— begin The records —
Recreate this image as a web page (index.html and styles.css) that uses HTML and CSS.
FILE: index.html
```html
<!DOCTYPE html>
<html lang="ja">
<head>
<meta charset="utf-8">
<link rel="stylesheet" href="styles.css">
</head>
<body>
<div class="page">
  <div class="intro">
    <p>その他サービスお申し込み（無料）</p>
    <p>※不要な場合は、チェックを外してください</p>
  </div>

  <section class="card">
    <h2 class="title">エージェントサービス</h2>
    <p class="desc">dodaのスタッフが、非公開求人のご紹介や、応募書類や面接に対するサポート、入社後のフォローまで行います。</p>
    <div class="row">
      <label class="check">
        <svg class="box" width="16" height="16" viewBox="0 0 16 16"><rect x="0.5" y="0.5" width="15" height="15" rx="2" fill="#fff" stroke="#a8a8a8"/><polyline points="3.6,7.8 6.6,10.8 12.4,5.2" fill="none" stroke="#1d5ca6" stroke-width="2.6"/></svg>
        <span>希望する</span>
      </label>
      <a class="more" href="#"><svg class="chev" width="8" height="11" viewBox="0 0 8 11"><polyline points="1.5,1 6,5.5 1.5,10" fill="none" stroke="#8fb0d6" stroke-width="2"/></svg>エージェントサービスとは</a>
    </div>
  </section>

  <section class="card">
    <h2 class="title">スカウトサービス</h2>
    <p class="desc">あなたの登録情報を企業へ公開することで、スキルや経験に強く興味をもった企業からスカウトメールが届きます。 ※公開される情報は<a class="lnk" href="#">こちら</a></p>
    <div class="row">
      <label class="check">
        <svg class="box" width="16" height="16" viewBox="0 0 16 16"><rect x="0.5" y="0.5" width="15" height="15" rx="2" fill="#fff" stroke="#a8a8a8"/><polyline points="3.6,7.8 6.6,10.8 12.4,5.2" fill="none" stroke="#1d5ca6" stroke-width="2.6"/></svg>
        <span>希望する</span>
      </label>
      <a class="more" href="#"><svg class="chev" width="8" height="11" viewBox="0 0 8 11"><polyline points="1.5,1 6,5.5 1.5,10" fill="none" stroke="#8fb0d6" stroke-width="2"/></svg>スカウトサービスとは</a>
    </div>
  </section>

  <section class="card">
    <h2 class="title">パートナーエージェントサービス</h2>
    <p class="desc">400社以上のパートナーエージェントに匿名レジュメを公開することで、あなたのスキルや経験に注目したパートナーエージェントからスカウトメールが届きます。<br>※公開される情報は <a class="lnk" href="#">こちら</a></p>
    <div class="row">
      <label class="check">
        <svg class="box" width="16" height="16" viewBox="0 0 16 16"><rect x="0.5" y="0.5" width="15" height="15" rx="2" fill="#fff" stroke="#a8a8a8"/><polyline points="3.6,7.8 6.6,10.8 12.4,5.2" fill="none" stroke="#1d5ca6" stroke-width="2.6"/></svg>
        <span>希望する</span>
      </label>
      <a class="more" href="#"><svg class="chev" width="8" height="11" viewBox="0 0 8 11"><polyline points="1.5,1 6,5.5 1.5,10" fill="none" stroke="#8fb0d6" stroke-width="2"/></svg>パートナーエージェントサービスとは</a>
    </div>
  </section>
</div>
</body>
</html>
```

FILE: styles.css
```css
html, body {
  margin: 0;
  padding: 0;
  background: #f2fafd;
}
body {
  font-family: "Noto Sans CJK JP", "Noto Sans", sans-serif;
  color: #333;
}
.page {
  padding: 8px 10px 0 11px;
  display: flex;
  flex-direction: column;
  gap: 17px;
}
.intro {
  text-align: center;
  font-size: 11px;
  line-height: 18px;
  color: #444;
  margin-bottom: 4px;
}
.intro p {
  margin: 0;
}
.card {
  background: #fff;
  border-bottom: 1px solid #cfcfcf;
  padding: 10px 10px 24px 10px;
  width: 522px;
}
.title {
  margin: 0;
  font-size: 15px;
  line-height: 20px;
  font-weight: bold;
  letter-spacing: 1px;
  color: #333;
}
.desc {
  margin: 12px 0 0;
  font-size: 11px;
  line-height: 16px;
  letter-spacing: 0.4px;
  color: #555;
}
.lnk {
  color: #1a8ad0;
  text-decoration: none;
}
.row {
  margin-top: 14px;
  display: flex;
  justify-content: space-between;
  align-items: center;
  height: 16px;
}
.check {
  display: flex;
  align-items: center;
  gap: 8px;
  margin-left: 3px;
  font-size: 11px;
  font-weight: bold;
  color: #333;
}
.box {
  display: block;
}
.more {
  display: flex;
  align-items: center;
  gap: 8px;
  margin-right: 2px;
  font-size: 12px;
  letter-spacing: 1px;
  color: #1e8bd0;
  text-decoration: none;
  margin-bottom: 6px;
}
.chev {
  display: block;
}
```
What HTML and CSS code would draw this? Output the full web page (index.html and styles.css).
— end The records —
Given request:
Write down the full listing again, exactly.

Output:
Recreate this image as a web page (index.html and styles.css) that uses HTML and CSS.
FILE: index.html
```html
<!DOCTYPE html>
<html lang="ja">
<head>
<meta charset="utf-8">
<link rel="stylesheet" href="styles.css">
</head>
<body>
<div class="page">
  <div class="intro">
    <p>その他サービスお申し込み（無料）</p>
    <p>※不要な場合は、チェックを外してください</p>
  </div>

  <section class="card">
    <h2 class="title">エージェントサービス</h2>
    <p class="desc">dodaのスタッフが、非公開求人のご紹介や、応募書類や面接に対するサポート、入社後のフォローまで行います。</p>
    <div class="row">
      <label class="check">
        <svg class="box" width="16" height="16" viewBox="0 0 16 16"><rect x="0.5" y="0.5" width="15" height="15" rx="2" fill="#fff" stroke="#a8a8a8"/><polyline points="3.6,7.8 6.6,10.8 12.4,5.2" fill="none" stroke="#1d5ca6" stroke-width="2.6"/></svg>
        <span>希望する</span>
      </label>
      <a class="more" href="#"><svg class="chev" width="8" height="11" viewBox="0 0 8 11"><polyline points="1.5,1 6,5.5 1.5,10" fill="none" stroke="#8fb0d6" stroke-width="2"/></svg>エージェントサービスとは</a>
    </div>
  </section>

  <section class="card">
    <h2 class="title">スカウトサービス</h2>
    <p class="desc">あなたの登録情報を企業へ公開することで、スキルや経験に強く興味をもった企業からスカウトメールが届きます。 ※公開される情報は<a class="lnk" href="#">こちら</a></p>
    <div class="row">
      <label class="check">
        <svg class="box" width="16" height="16" viewBox="0 0 16 16"><rect x="0.5" y="0.5" width="15" height="15" rx="2" fill="#fff" stroke="#a8a8a8"/><polyline points="3.6,7.8 6.6,10.8 12.4,5.2" fill="none" stroke="#1d5ca6" stroke-width="2.6"/></svg>
        <span>希望する</span>
      </label>
      <a class="more" href="#"><svg class="chev" width="8" height="11" viewBox="0 0 8 11"><polyline points="1.5,1 6,5.5 1.5,10" fill="none" stroke="#8fb0d6" stroke-width="2"/></svg>スカウトサービスとは</a>
    </div>
  </section>

  <section class="card">
    <h2 class="title">パートナーエージェントサービス</h2>
    <p class="desc">400社以上のパートナーエージェントに匿名レジュメを公開することで、あなたのスキルや経験に注目したパートナーエージェントからスカウトメールが届きます。<br>※公開される情報は <a class="lnk" href="#">こちら</a></p>
    <div class="row">
      <label class="check">
        <svg class="box" width="16" height="16" viewBox="0 0 16 16"><rect x="0.5" y="0.5" width="15" height="15" rx="2" fill="#fff" stroke="#a8a8a8"/><polyline points="3.6,7.8 6.6,10.8 12.4,5.2" fill="none" stroke="#1d5ca6" stroke-width="2.6"/></svg>
        <span>希望する</span>
      </label>
      <a class="more" href="#"><svg class="chev" width="8" height="11" viewBox="0 0 8 11"><polyline points="1.5,1 6,5.5 1.5,10" fill="none" stroke="#8fb0d6" stroke-width="2"/></svg>パートナーエージェントサービスとは</a>
    </div>
  </section>
</div>
</body>
</html>
```

FILE: styles.css
```css
html, body {
  margin: 0;
  padding: 0;
  background: #f2fafd;
}
body {
  font-family: "Noto Sans CJK JP", "Noto Sans", sans-serif;
  color: #333;
}
.page {
  padding: 8px 10px 0 11px;
  display: flex;
  flex-direction: column;
  gap: 17px;
}
.intro {
  text-align: center;
  font-size: 11px;
  line-height: 18px;
  color: #444;
  margin-bottom: 4px;
}
.intro p {
  margin: 0;
}
.card {
  background: #fff;
  border-bottom: 1px solid #cfcfcf;
  padding: 10px 10px 24px 10px;
  width: 522px;
}
.title {
  margin: 0;
  font-size: 15px;
  line-height: 20px;
  font-weight: bold;
  letter-spacing: 1px;
  color: #333;
}
.desc {
  margin: 12px 0 0;
  font-size: 11px;
  line-height: 16px;
  letter-spacing: 0.4px;
  color: #555;
}
.lnk {
  color: #1a8ad0;
  text-decoration: none;
}
.row {
  margin-top: 14px;
  display: flex;
  justify-content: space-between;
  align-items: center;
  height: 16px;
}
.check {
  display: flex;
  align-items: center;
  gap: 8px;
  margin-left: 3px;
  font-size: 11px;
  font-weight: bold;
  color: #333;
}
.box {
  display: block;
}
.more {
  display: flex;
  align-items: center;
  gap: 8px;
  margin-right: 2px;
  font-size: 12px;
  letter-spacing: 1px;
  color: #1e8bd0;
  text-decoration: none;
  margin-bottom: 6px;
}
.chev {
  display: block;
}
```
What HTML and CSS code would draw this? Output the full web page (index.html and styles.css).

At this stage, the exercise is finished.